A trucking company owner with a history of stiffing his drivers was charged Thursday in Hennepin County with swindling dozens of employees out of their legally set wages.

Gary Bauerly, 64, of Rice, 15 miles north of St. Cloud, allegedly used intimidation and accounting tricks to pay his workers less than the prevailing wages to which they were entitled under state law, Hennepin County Attorney Mike Freeman said.

Then Bauerly pocketed the difference -- at least $52,000 from six road construction contracts involving state and local governments that his company, Watab Hauling, entered into in 2007, Freeman said.

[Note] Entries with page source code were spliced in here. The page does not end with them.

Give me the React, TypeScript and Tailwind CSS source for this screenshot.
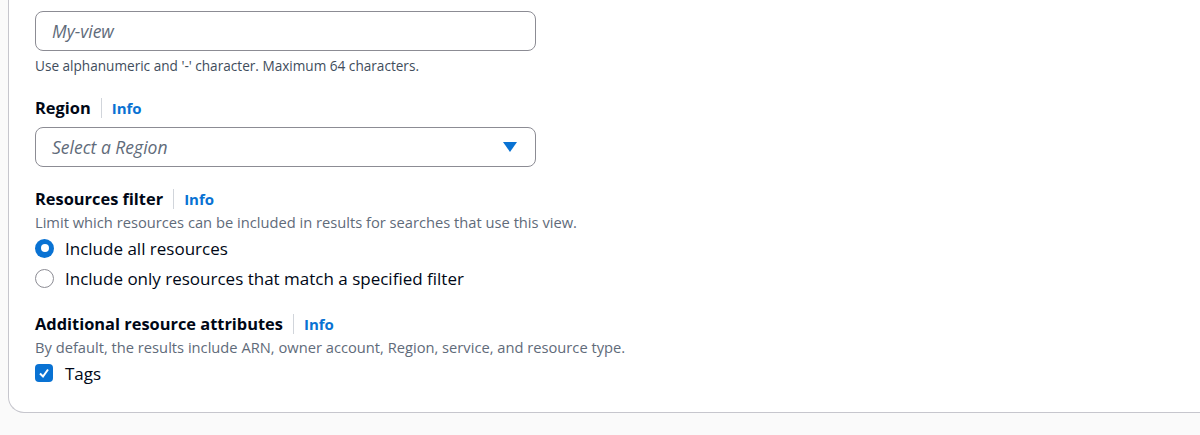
import React from 'react'

const font = { fontFamily: '"Open Sans", sans-serif' }

function Label({ text }: { text: string }) {
  return (
    <div className="flex items-center h-6">
      <span className="text-[16.4px] font-bold text-[#000716]">{text}</span>
      <span className="mx-[10px] h-[20px] w-px bg-[#d1d5db]" />
      <a className="text-[15px] font-bold text-[#0972d3]">Info</a>
    </div>
  )
}

function Radio({ checked, label }: { checked?: boolean; label: string }) {
  return (
    <label className="flex items-center h-[30px]">
      {checked ? (
        <span className="flex items-center justify-center w-[19px] h-[19px] rounded-full bg-[#0972d3]">
          <span className="w-[8px] h-[8px] rounded-full bg-white" />
        </span>
      ) : (
        <span className="w-[19px] h-[19px] rounded-full border-[1.5px] border-[#8c8c94] bg-white" />
      )}
      <span className="ml-[11px] text-[17px] text-[#000716]">{label}</span>
    </label>
  )
}

export default function App() {
  return (
    <div className="w-[1200px] h-[435px] overflow-hidden bg-[#fafafa]" style={font}>
      <div className="ml-2 w-[1300px] h-[413px] bg-white border-l border-b border-[#c6c6cd] rounded-bl-2xl pl-[26px] pt-[11px]">
        <div className="w-[501px] h-[40px] rounded-lg border border-[#8c8c94] flex items-center px-4">
          <span className="italic text-[17.5px] text-[#5f6b7a]">My-view</span>
        </div>
        <div className="mt-[5px] text-[13.6px] text-[#414d5c]">Use alphanumeric and '-' character. Maximum 64 characters.</div>

        <div className="mt-[20px]">
          <Label text="Region" />
        </div>
        <div className="mt-[7px] w-[501px] h-[40px] rounded-lg border border-[#8c8c94] flex items-center justify-between pl-4 pr-[18px]">
          <span className="italic text-[17.5px] text-[#5f6b7a]">Select a Region</span>
          <svg width="14" height="10" viewBox="0 0 14 10">
            <path d="M0 0 H14 L7 10 Z" fill="#0972d3" />
          </svg>
        </div>

        <div className="mt-[20px]">
          <Label text="Resources filter" />
        </div>
        <div className="mt-[1px] text-[14.7px] text-[#5f6b7a] leading-5">Limit which resources can be included in results for searches that use this view.</div>
        <div className="mt-[1px]">
          <Radio checked label="Include all resources" />
          <Radio label="Include only resources that match a specified filter" />
        </div>

        <div className="mt-[19px]">
          <Label text="Additional resource attributes" />
        </div>
        <div className="mt-[1px] text-[14.7px] text-[#5f6b7a] leading-5">By default, the results include ARN, owner account, Region, service, and resource type.</div>
        <label className="mt-[3px] flex items-center h-[26px]">
          <span className="flex items-center justify-center w-[18px] h-[18px] rounded-[4px] bg-[#0972d3]">
            <svg width="12" height="12" viewBox="0 0 12 12">
              <path d="M2 6.5 L5 9.5 L10 2.5" stroke="white" strokeWidth="2" fill="none" />
            </svg>
          </span>
          <span className="ml-[12px] text-[17px] text-[#000716]">Tags</span>
        </label>
      </div>
    </div>
  )
}
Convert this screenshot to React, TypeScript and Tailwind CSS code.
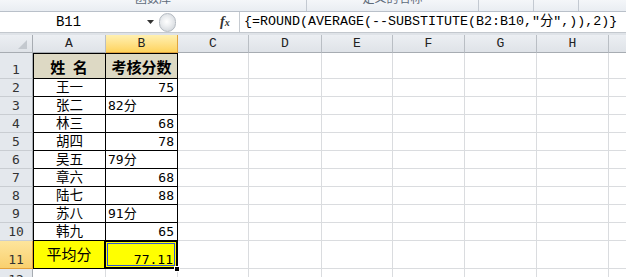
import React from "react";

type Row = {
  n: number;
  a?: string;
  b?: string;
  kind: "head" | "name" | "total" | "empty";
  bAlign?: "right" | "left";
};

const rows: Row[] = [
  { n: 1, a: "姓\u2002名", b: "考核分数", kind: "head" },
  { n: 2, a: "王一", b: "75", kind: "name", bAlign: "right" },
  { n: 3, a: "张二", b: "82分", kind: "name", bAlign: "left" },
  { n: 4, a: "林三", b: "68", kind: "name", bAlign: "right" },
  { n: 5, a: "胡四", b: "78", kind: "name", bAlign: "right" },
  { n: 6, a: "吴五", b: "79分", kind: "name", bAlign: "left" },
  { n: 7, a: "章六", b: "68", kind: "name", bAlign: "right" },
  { n: 8, a: "陆七", b: "88", kind: "name", bAlign: "right" },
  { n: 9, a: "苏八", b: "91分", kind: "name", bAlign: "left" },
  { n: 10, a: "韩九", b: "65", kind: "name", bAlign: "right" },
  { n: 11, a: "平均分", b: "77.11", kind: "total" },
  { n: 12, kind: "empty" },
];

const gridCell = "h-full shrink-0 border-r border-b border-[#dadcdf]";

function EmptyCols() {
  return (
    <>
      <div className={`${gridCell} w-[71px]`} />
      <div className={`${gridCell} w-[73px]`} />
      <div className={`${gridCell} w-[71px]`} />
      <div className={`${gridCell} w-[72px]`} />
      <div className={`${gridCell} w-[72px]`} />
      <div className={`${gridCell} w-[72px]`} />
      <div className="h-full flex-1 border-b border-[#dadcdf]" />
    </>
  );
}

function RowHeader({ n, active, h }: { n: number; active?: boolean; h: string }) {
  return (
    <div
      className={
        active
          ? `${h} w-[33px] shrink-0 flex items-end justify-center border-r border-b border-[#e3a13c] bg-gradient-to-b from-[#fde59c] to-[#f9d06e] font-['DejaVu_Sans_Mono',monospace] text-[13px] leading-[15px] text-[#333] pb-[1px]`
          : `${h} w-[33px] shrink-0 flex items-end justify-center border-r border-r-[#a7acb2] border-b border-b-[#c9cdd2] bg-[#e4e8ed] font-['DejaVu_Sans_Mono',monospace] text-[13px] leading-[15px] text-[#333] pb-[1px]`
      }
    >
      {n}
    </div>
  );
}

function DataRow({ r }: { r: Row }) {
  if (r.kind === "head") {
    return (
      <div className="flex h-[26px]">
        <RowHeader n={r.n} h="h-[26px]" />
        <div className="h-full w-[73px] shrink-0 flex items-center justify-center border-r border-b border-black bg-[#ddd9c4] shadow-[inset_1px_1px_0_#000] font-['Noto_Sans_CJK_SC',sans-serif] font-bold text-[15px] leading-none text-black pt-[1px]">
          {r.a}
        </div>
        <div className="h-full w-[72px] shrink-0 flex items-center justify-center border-r border-b border-black bg-[#ddd9c4] shadow-[inset_0_1px_0_#000] font-['Noto_Sans_CJK_SC',sans-serif] font-bold text-[15px] leading-none text-black pt-[1px]">
          {r.b}
        </div>
        <EmptyCols />
      </div>
    );
  }
  if (r.kind === "name") {
    return (
      <div className="flex h-[18px]">
        <RowHeader n={r.n} h="h-[18px]" />
        <div className="h-full w-[73px] shrink-0 flex items-center justify-center border-r border-b border-black shadow-[inset_1px_0_0_#000] font-['Noto_Sans_CJK_SC',sans-serif] text-[13.5px] leading-[13px] text-black pl-[1px] pb-[3px]">
          {r.a}
        </div>
        {r.bAlign === "right" ? (
          <div className="h-full w-[72px] shrink-0 flex items-end justify-end border-r border-b border-black pr-[3px] pb-[1px] font-['DejaVu_Sans_Mono','Noto_Sans_CJK_SC',monospace] text-[13px] leading-[15px] text-black">
            {r.b}
          </div>
        ) : (
          <div className="h-full w-[72px] shrink-0 flex items-end justify-start border-r border-b border-black pl-[2px] pb-[1px] font-['DejaVu_Sans_Mono','Noto_Sans_CJK_SC',monospace] text-[13px] leading-[15px] text-black">
            {r.b}
          </div>
        )}
        <EmptyCols />
      </div>
    );
  }
  if (r.kind === "total") {
    return (
      <div className="flex h-[28px]">
        <RowHeader n={r.n} active h="h-[28px]" />
        <div className="h-full w-[73px] shrink-0 flex items-center justify-center border-r border-b border-black bg-[#ffff00] shadow-[inset_1px_0_0_#000] font-['Noto_Sans_CJK_SC',sans-serif] text-[15px] leading-none text-black pb-[3px]">
          {r.a}
        </div>
        <div className="relative h-full w-[72px] shrink-0 flex items-end justify-end border-r border-b border-black bg-[#ffff00] pr-[4px] pb-[1px] font-['DejaVu_Sans_Mono',monospace] text-[13px] leading-[15px] text-black">
          {r.b}
          <div className="absolute -left-[2px] -top-[1px] -right-[1px] -bottom-[1px] border-2 border-black">
            <div className="absolute inset-[1px] border border-[#2f55d4]" />
          </div>
          <div className="absolute -right-[3px] -bottom-[4px] w-[6px] h-[6px] bg-black border border-white" />
        </div>
        <EmptyCols />
      </div>
    );
  }
  return (
    <div className="flex h-[20px]">
      <RowHeader n={r.n} h="h-[20px]" />
      <div className={`${gridCell} w-[73px]`} />
      <div className={`${gridCell} w-[72px]`} />
      <EmptyCols />
    </div>
  );
}

export default function App() {
  return (
    <div className="w-[626px] h-[277px] overflow-hidden bg-white flex flex-col select-none">
      {/* ribbon bottom strip */}
      <div className="h-[12px] shrink-0 flex border-b border-[#b9c0c9] bg-gradient-to-b from-[#f4f6f9] to-[#e9edf2] overflow-hidden">
        <div className="w-[307px] h-full border-r border-[#c3c9d1] flex justify-center overflow-hidden">
          <span className="-mt-[8px] font-['Noto_Sans_CJK_SC',sans-serif] text-[12px] leading-[12px] text-[#5e6b7a]">函数库</span>
        </div>
        <div className="w-[172px] h-full border-r border-[#c3c9d1] flex justify-center overflow-hidden">
          <span className="-mt-[8px] font-['Noto_Sans_CJK_SC',sans-serif] text-[12px] leading-[12px] text-[#5e6b7a]">定义的名称</span>
        </div>
        <div className="w-[55px] h-full border-r border-[#c3c9d1]" />
        <div className="w-[45px] h-full border-r border-[#c3c9d1]" />
        <div className="flex-1 h-full" />
      </div>

      {/* formula bar */}
      <div className="h-[21px] shrink-0 flex items-center bg-white border-b border-[#c3c8ce]">
        <div className="w-[137px] shrink-0 text-center font-['Liberation_Mono',monospace] text-[14px] leading-none text-black">B11</div>
        <div className="w-[20px] shrink-0 flex justify-start pl-[10px]">
          <svg width="7" height="4" viewBox="0 0 7 4">
            <path d="M0 0 H7 L3.5 4 Z" fill="#333" />
          </svg>
        </div>
        <div className="w-[17px] h-[19px] shrink-0 rounded-full border border-[#b4bac1] bg-[radial-gradient(circle_at_45%_45%,#ffffff_0%,#eef0f2_35%,#c9ced4_100%)] ml-[2px]" />
        <div className="w-[44px] shrink-0" />
        <div className="w-[14px] shrink-0 font-['Liberation_Serif',serif] italic font-bold text-[14px] leading-none text-[#333] flex items-baseline">
          <span>f</span>
          <span className="text-[10px]">x</span>
        </div>
        <div className="w-[5px] shrink-0" />
        <div className="w-[1px] h-full shrink-0 bg-[#c6cbd1]" />
        <div className="pl-[4px] whitespace-nowrap font-['Liberation_Mono','Noto_Sans_CJK_SC',monospace] text-[13.33px] leading-none text-black">
          {'{=ROUND(AVERAGE(--SUBSTITUTE(B2:B10,"分",)),2)}'}
        </div>
      </div>

      {/* gap band */}
      <div className="h-[2px] shrink-0 bg-[#dfe3e8]" />

      {/* column headers */}
      <div className="h-[18px] shrink-0 flex font-['Liberation_Mono',monospace] text-[13px] leading-none text-[#222]">
        <div className="w-[33px] h-full shrink-0 flex items-end justify-end border-r border-b border-[#a7acb2] bg-gradient-to-b from-[#eceff3] to-[#dfe3e8] pr-[5px] pb-[3px]">
          <svg width="9" height="9" viewBox="0 0 9 9">
            <path d="M9 0 V9 H0 Z" fill="#c4c9cf" />
          </svg>
        </div>
        <div className="w-[73px] h-full shrink-0 flex items-center justify-center border-r border-r-[#b9bec4] border-b border-b-[#a7acb2] bg-gradient-to-b from-[#eceff3] to-[#dfe3e8]">A</div>
        <div className="w-[72px] h-full shrink-0 flex items-center justify-center border-r border-b border-[#e0a43e] bg-gradient-to-b from-[#fff0b0] to-[#fed35c]">B</div>
        <div className="w-[71px] h-full shrink-0 flex items-center justify-center border-r border-r-[#b9bec4] border-b border-b-[#a7acb2] bg-gradient-to-b from-[#eceff3] to-[#dfe3e8]">C</div>
        <div className="w-[73px] h-full shrink-0 flex items-center justify-center border-r border-r-[#b9bec4] border-b border-b-[#a7acb2] bg-gradient-to-b from-[#eceff3] to-[#dfe3e8]">D</div>
        <div className="w-[71px] h-full shrink-0 flex items-center justify-center border-r border-r-[#b9bec4] border-b border-b-[#a7acb2] bg-gradient-to-b from-[#eceff3] to-[#dfe3e8]">E</div>
        <div className="w-[72px] h-full shrink-0 flex items-center justify-center border-r border-r-[#b9bec4] border-b border-b-[#a7acb2] bg-gradient-to-b from-[#eceff3] to-[#dfe3e8]">F</div>
        <div className="w-[72px] h-full shrink-0 flex items-center justify-center border-r border-r-[#b9bec4] border-b border-b-[#a7acb2] bg-gradient-to-b from-[#eceff3] to-[#dfe3e8]">G</div>
        <div className="w-[72px] h-full shrink-0 flex items-center justify-center border-r border-r-[#b9bec4] border-b border-b-[#a7acb2] bg-gradient-to-b from-[#eceff3] to-[#dfe3e8]">H</div>
        <div className="flex-1 h-full border-b border-[#a7acb2] bg-gradient-to-b from-[#eceff3] to-[#dfe3e8]" />
      </div>

      {rows.map((r) => (
        <DataRow key={r.n} r={r} />
      ))}
    </div>
  );
}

"He systematically defrauded his employees, general contractors and the taxpayers," Freeman said, announcing the charges surrounded by labor leaders at a union hall in Minneapolis.

It was not the first time that Bauerly has been accused of trimming his employees' pay.

In 2005, a federal judge found his companies liable for minimum-wage violations. The case was settled when Bauerly promised to keep good records, pay the minimum wage and reimburse drivers for nearly $3,500 in back pay and damages.

In 2008, federal and state transportation officials investigated Bauerly for shorting payroll checks and submitting fraudulent payroll records to the government.

That investigation was launched after Watab employees told officials they weren't being paid a prevailing wage -- the hourly rate, plus benefits, that the state requires for work done on state-funded construction projects.

The state sets prevailing wages each year for different regions across Minnesota.

State officials had hoped the investigation would result in a federal indictment, said Clancy Finnegan, lead investigator for the Minnesota Department of Transportation. When that didn't happen, the state decided to handle 80 to 90 fraud allegations against Bauerly administratively, and Hennepin County assembled felony charges against him.

Watab, based in Rice and St. Cloud, is no longer in business. Bauerly was not in custody Thursday and could not be reached for comment.

The six contracts that Bauerly allegedly skimmed were road construction projects that involved the state; Hennepin, Pine, Stearns and Washington counties; and Brooklyn Center, Osseo and Plymouth.

Freeman said it was the first time such a case had been charged by his office, in part because most wage scams aren't done in such a serial and blatant fashion. Hennepin County was the contracting agent in two of the alleged scams and the site for three of them.

The charge -- theft by swindle over $35,000 -- carries a penalty of up to 20 years in prison.

According to the complaint filed Thursday, Bauerly allegedly told his office manager and employees that prevailing wages were unfair, that he couldn't afford them and that he didn't think he should have to pay them. But he continued to provide services for contractors working on state and local projects.

One of his schemes, according to the complaint, was to pay employees with two checks, one for the standard wage and another for the balance owed under the prevailing wage. "The second check was never dispersed to employees," the complaint said.

Bauerly also allegedly required his workers to deposit their prevailing wage checks in an account he controlled, under threat of taking hours away from them.

The complaint says he made drivers falsify time sheets and withheld money from their prevailing wage checks for "job expenses."